DATA EXCERPT:
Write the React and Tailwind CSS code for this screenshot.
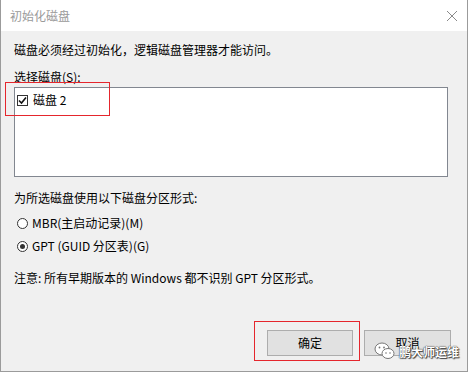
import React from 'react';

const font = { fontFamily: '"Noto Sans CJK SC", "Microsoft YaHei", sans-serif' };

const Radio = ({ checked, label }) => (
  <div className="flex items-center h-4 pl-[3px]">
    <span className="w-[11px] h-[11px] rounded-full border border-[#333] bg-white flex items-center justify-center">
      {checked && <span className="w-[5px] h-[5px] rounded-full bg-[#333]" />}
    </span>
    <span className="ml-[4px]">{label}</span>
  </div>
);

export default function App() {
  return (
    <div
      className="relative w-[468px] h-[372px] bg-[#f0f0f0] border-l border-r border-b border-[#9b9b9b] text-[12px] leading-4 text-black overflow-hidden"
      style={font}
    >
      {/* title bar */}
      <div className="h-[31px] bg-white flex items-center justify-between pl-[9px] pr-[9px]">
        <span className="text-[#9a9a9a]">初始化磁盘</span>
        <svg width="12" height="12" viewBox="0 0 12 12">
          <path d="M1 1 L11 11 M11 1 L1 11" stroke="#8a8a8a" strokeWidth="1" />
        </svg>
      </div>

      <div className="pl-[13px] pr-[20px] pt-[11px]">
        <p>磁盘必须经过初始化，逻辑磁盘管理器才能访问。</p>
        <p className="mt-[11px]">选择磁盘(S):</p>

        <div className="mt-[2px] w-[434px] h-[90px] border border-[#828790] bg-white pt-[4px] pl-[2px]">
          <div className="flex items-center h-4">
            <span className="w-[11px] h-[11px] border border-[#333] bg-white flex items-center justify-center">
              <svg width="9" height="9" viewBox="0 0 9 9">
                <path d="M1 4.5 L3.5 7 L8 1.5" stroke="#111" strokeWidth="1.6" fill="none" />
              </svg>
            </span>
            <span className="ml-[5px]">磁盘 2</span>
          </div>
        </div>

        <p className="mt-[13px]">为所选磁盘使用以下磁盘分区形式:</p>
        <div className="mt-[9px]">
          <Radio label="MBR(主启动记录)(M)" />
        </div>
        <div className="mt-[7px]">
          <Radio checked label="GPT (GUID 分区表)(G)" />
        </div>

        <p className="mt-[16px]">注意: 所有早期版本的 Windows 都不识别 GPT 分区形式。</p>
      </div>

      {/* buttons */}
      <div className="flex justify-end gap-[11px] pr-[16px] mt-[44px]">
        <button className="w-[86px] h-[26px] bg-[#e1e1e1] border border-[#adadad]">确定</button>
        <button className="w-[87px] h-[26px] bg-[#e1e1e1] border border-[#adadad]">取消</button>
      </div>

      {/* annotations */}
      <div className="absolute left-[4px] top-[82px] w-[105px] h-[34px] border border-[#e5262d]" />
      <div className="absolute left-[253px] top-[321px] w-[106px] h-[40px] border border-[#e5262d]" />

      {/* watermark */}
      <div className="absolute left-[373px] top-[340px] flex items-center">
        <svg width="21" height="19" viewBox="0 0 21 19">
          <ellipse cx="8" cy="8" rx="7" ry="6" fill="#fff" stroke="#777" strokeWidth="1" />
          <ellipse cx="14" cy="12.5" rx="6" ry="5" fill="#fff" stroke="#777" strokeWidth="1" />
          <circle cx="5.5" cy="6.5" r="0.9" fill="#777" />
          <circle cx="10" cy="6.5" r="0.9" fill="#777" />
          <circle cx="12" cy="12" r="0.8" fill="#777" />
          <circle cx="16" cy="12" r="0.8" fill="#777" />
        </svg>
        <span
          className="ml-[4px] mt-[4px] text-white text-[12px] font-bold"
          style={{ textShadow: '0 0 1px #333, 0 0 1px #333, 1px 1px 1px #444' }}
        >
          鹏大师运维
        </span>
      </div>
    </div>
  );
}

THE REQUEST: Replicate the material above verbatim; images stay out of the copy.

TASK RESPONSE:
Write the React and Tailwind CSS code for this screenshot.
import React from 'react';

const font = { fontFamily: '"Noto Sans CJK SC", "Microsoft YaHei", sans-serif' };

const Radio = ({ checked, label }) => (
  <div className="flex items-center h-4 pl-[3px]">
    <span className="w-[11px] h-[11px] rounded-full border border-[#333] bg-white flex items-center justify-center">
      {checked && <span className="w-[5px] h-[5px] rounded-full bg-[#333]" />}
    </span>
    <span className="ml-[4px]">{label}</span>
  </div>
);

export default function App() {
  return (
    <div
      className="relative w-[468px] h-[372px] bg-[#f0f0f0] border-l border-r border-b border-[#9b9b9b] text-[12px] leading-4 text-black overflow-hidden"
      style={font}
    >
      {/* title bar */}
      <div className="h-[31px] bg-white flex items-center justify-between pl-[9px] pr-[9px]">
        <span className="text-[#9a9a9a]">初始化磁盘</span>
        <svg width="12" height="12" viewBox="0 0 12 12">
          <path d="M1 1 L11 11 M11 1 L1 11" stroke="#8a8a8a" strokeWidth="1" />
        </svg>
      </div>

      <div className="pl-[13px] pr-[20px] pt-[11px]">
        <p>磁盘必须经过初始化，逻辑磁盘管理器才能访问。</p>
        <p className="mt-[11px]">选择磁盘(S):</p>

        <div className="mt-[2px] w-[434px] h-[90px] border border-[#828790] bg-white pt-[4px] pl-[2px]">
          <div className="flex items-center h-4">
            <span className="w-[11px] h-[11px] border border-[#333] bg-white flex items-center justify-center">
              <svg width="9" height="9" viewBox="0 0 9 9">
                <path d="M1 4.5 L3.5 7 L8 1.5" stroke="#111" strokeWidth="1.6" fill="none" />
              </svg>
            </span>
            <span className="ml-[5px]">磁盘 2</span>
          </div>
        </div>

        <p className="mt-[13px]">为所选磁盘使用以下磁盘分区形式:</p>
        <div className="mt-[9px]">
          <Radio label="MBR(主启动记录)(M)" />
        </div>
        <div className="mt-[7px]">
          <Radio checked label="GPT (GUID 分区表)(G)" />
        </div>

        <p className="mt-[16px]">注意: 所有早期版本的 Windows 都不识别 GPT 分区形式。</p>
      </div>

      {/* buttons */}
      <div className="flex justify-end gap-[11px] pr-[16px] mt-[44px]">
        <button className="w-[86px] h-[26px] bg-[#e1e1e1] border border-[#adadad]">确定</button>
        <button className="w-[87px] h-[26px] bg-[#e1e1e1] border border-[#adadad]">取消</button>
      </div>

      {/* annotations */}
      <div className="absolute left-[4px] top-[82px] w-[105px] h-[34px] border border-[#e5262d]" />
      <div className="absolute left-[253px] top-[321px] w-[106px] h-[40px] border border-[#e5262d]" />

      {/* watermark */}
      <div className="absolute left-[373px] top-[340px] flex items-center">
        <svg width="21" height="19" viewBox="0 0 21 19">
          <ellipse cx="8" cy="8" rx="7" ry="6" fill="#fff" stroke="#777" strokeWidth="1" />
          <ellipse cx="14" cy="12.5" rx="6" ry="5" fill="#fff" stroke="#777" strokeWidth="1" />
          <circle cx="5.5" cy="6.5" r="0.9" fill="#777" />
          <circle cx="10" cy="6.5" r="0.9" fill="#777" />
          <circle cx="12" cy="12" r="0.8" fill="#777" />
          <circle cx="16" cy="12" r="0.8" fill="#777" />
        </svg>
        <span
          className="ml-[4px] mt-[4px] text-white text-[12px] font-bold"
          style={{ textShadow: '0 0 1px #333, 0 0 1px #333, 1px 1px 1px #444' }}
        >
          鹏大师运维
        </span>
      </div>
    </div>
  );
}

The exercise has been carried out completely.